O Senhor Teatro esteve em Óbidos, no auditório municipal da Casa da Música, com o espetáculo assinalado em epígrafe, e a minha pena, sensatamente, não poderia deixar passar em branco esse memorável acontecimento.
Escrever sobre essa fundamental
figura da Cultura portuguesa é muito gratificante, conviver com ela é uma
bênção. Não sei precisar há quanto tempo conheço Ruy de Carvalho (1927-), o que
sei é que a minha admiração foi aumentando com os passar dos anos.
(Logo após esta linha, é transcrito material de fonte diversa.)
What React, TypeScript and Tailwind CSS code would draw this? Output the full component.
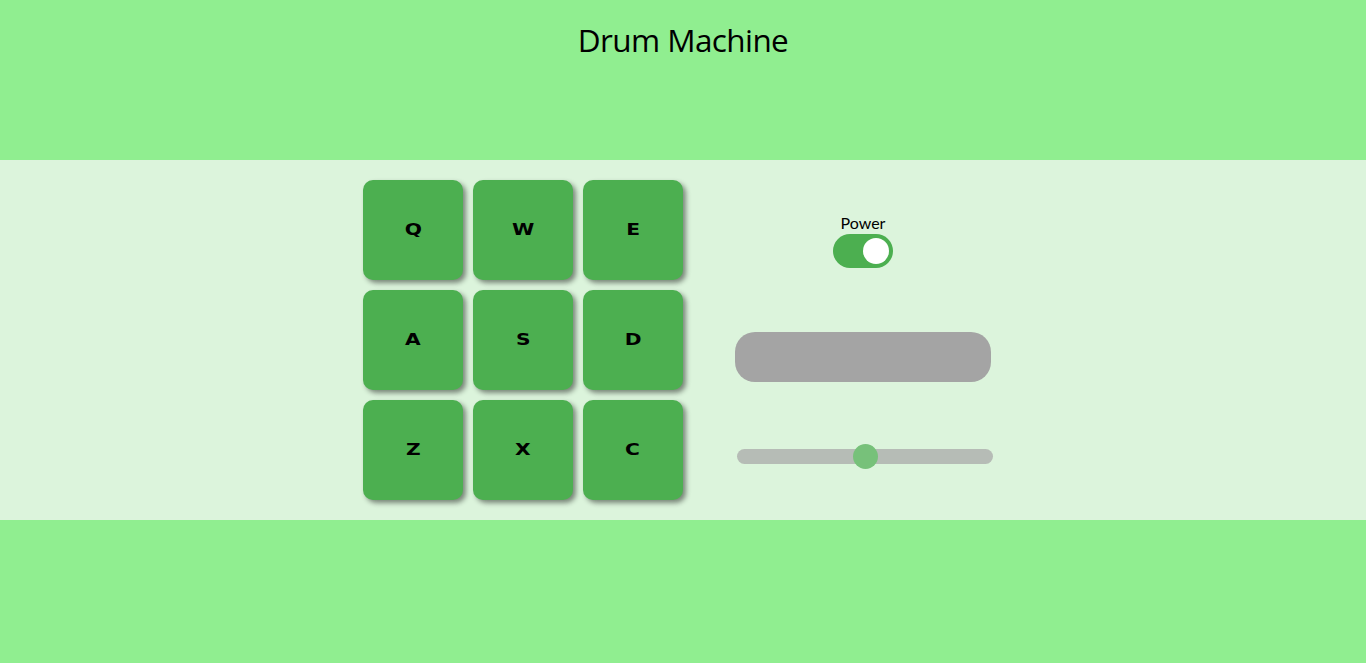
import React from "react";

const keys = ["Q", "W", "E", "A", "S", "D", "Z", "X", "C"];

export default function App() {
  return (
    <div className="w-[1366px] h-[663px] bg-[#90EE90] flex flex-col" style={{ fontFamily: '"Open Sans", "Noto Sans", sans-serif' }}>
      <div className="h-[160px] flex justify-center pt-[18px]">
        <h1 className="text-[31.5px] leading-[44px] text-black tracking-[-0.6px]">Drum Machine</h1>
      </div>
      <div className="h-[360px] bg-[#DCF4DC] flex pl-[363px] pt-[20px]">
        <div className="grid grid-cols-[100px_100px_100px] gap-[10px] h-[320px]">
          {keys.map((k) => (
            <div
              key={k}
              className="w-[100px] h-[100px] rounded-[10px] bg-[#4CAF50] shadow-[3px_3px_5px_rgba(0,0,0,0.45)] flex items-center justify-center"
            >
              <span
                className="inline-block scale-x-[1.35] text-[15px] font-bold text-black"
                style={{ fontFamily: '"DejaVu Sans", sans-serif' }}
              >
                {k}
              </span>
            </div>
          ))}
        </div>
        <div className="ml-[51px] w-[258px] flex flex-col items-center">
          <div className="mt-[33px] text-[16px] leading-[20px] text-black" style={{ fontFamily: 'Lato, "Noto Sans", sans-serif' }}>Power</div>
          <div className="mt-[1px] w-[60px] h-[34px] rounded-full bg-[#4CAF50] relative">
            <div className="absolute right-[4px] top-[4px] w-[26px] h-[26px] rounded-full bg-white" />
          </div>
          <div className="mt-[64px] w-[256px] h-[50px] rounded-[20px] bg-[#A4A4A4] self-start ml-[1px]" />
          <div className="mt-[67px] w-[256px] h-[15px] rounded-full bg-[#B6BCB6] relative self-start ml-[3px]">
            <div className="absolute left-[116px] top-[-5px] w-[25px] h-[25px] rounded-full bg-[#77C17A]" />
          </div>
        </div>
      </div>
      <div className="flex-1" />
    </div>
  );
}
Essa afeição
não é apenas pelo imenso ator que é, mas também pelo cavalheiro, pela índole,
pela postura, ou seja, pelo ser humano ímpar.
Na
peça em questão – escrita pelo talento do meu, igualmente, querido amigo Paulo
Mira Coelho (1952-) – o Senhor Teatro, que divide o palco com Luís Pacheco
(1969-), faz uma peregrinação pela memória, indo buscar histórias que a família
e os amigos mais chegados conhecem há anos, e são deliciosas, muitas delas
vividas com nomes sonantes como Vasco Santana (1898-1958), Ribeirinho
(1911-1984), Canto e Castro (1930-2005), Armando Cortez (1928-2002), Amélia Rey
Colaço (1898-1990), Laura Alves (1921-1986) e Manuela Maria (1935-).
Com
encenação e adaptação de Paulo Sousa Costa (1968-), as “histórias de vida, de
amor e desamores, de humor e de carreira” desfilam soberbamente no palco, numa
interlocução encantadora com o público, chegando, quase, a ser uma conversa
fraterna entre amigos, no sofá de casa.
Como
curiosidade: uma história que Ruy de Carvalho não contou naquela noite, mas que
é graciosa, é aquela relacionada com os seus 7 anos de idade, quanto
interpretou o “mosquito”, na “História da Carochinha”:
“Senti-me
homenageado pela pessoa que me escolheu, até porque a minha mãe estava a
colaborar nesse espetáculo. Estava a ensinar a parte musical e quiseram que eu
fizesse de mosquito. Tenho uma história engraçada: a senhora que fazia de
vigia, como estava com medo que eu estivesse nervoso, deu-me uma medalha de
Nossa Senhora da Conceição para eu ter na minha mão. Enquanto estive com ela,
mordi-a. E quando entrei em cena, devolvi-a. 60 anos depois a medalha veio-me
parar novamente às mãos. Deram-ma quando regressei à Covilhã e fui à atual Casa
do Menino de Deus. Agora tenho-a comigo, em minha casa”.
Desde
o “mosquito” até agora, o amado Ruy de Carvalho vem conscientemente dominando
as técnicas de palco, no que toca aos “climas” derramados na evolução de cena,
à luz de Constantin Stanislavski (1863-1938). Construindo sistematicamente o
seu “tempo-ritmo”, “afagando” as suas personagens com a evolução - muito
própria - de um método de trabalho minucioso e exaustivo, baseado,
principalmente, numa perícia psicofísica. Genial!
Citando
o Rei Lear - interpretado pelo Ruy, naquela que foi, em anos passados, a sua
consagração como o melhor dos melhores -: “Meus olhos viraram pintores e, com
isso, esboçaram a beleza de tuas formas nas telas do meu coração” (William
Shakespeare, 1564-1616).
Essas
telas, no coração de cada um de nós, são joias de um inalcançável valor. Quem,
um dia, pôde presenciar a mística do Senhor Teatro nos palcos do país e do
exterior, inevitavelmente guardará para sempre as cores incomuns da sua bela
paleta.
Arrematando,
sempre ouvi o Ruy dizer que “a grande riqueza de um povo é a sua arca da
cultura”. A Vila de Óbidos possui, desde o berço da memória, uma população
culturalmente rica, enchendo baús com a sua sapiência e honestidade no contar,
um deleite para quem escuta. Ruy de Carvalho também é assim, uma volúpia de
ouvir.
Fica
aqui um apelo ao executivo camarário do Município de Óbidos: essa honrosa
visita deve ser eternizada no bronze. A presença, em palco, de Ruy de Carvalho,
no dia 25 de junho, deve ser imortalizada com a colocação de uma placa no foyer daquele aconchegante auditório.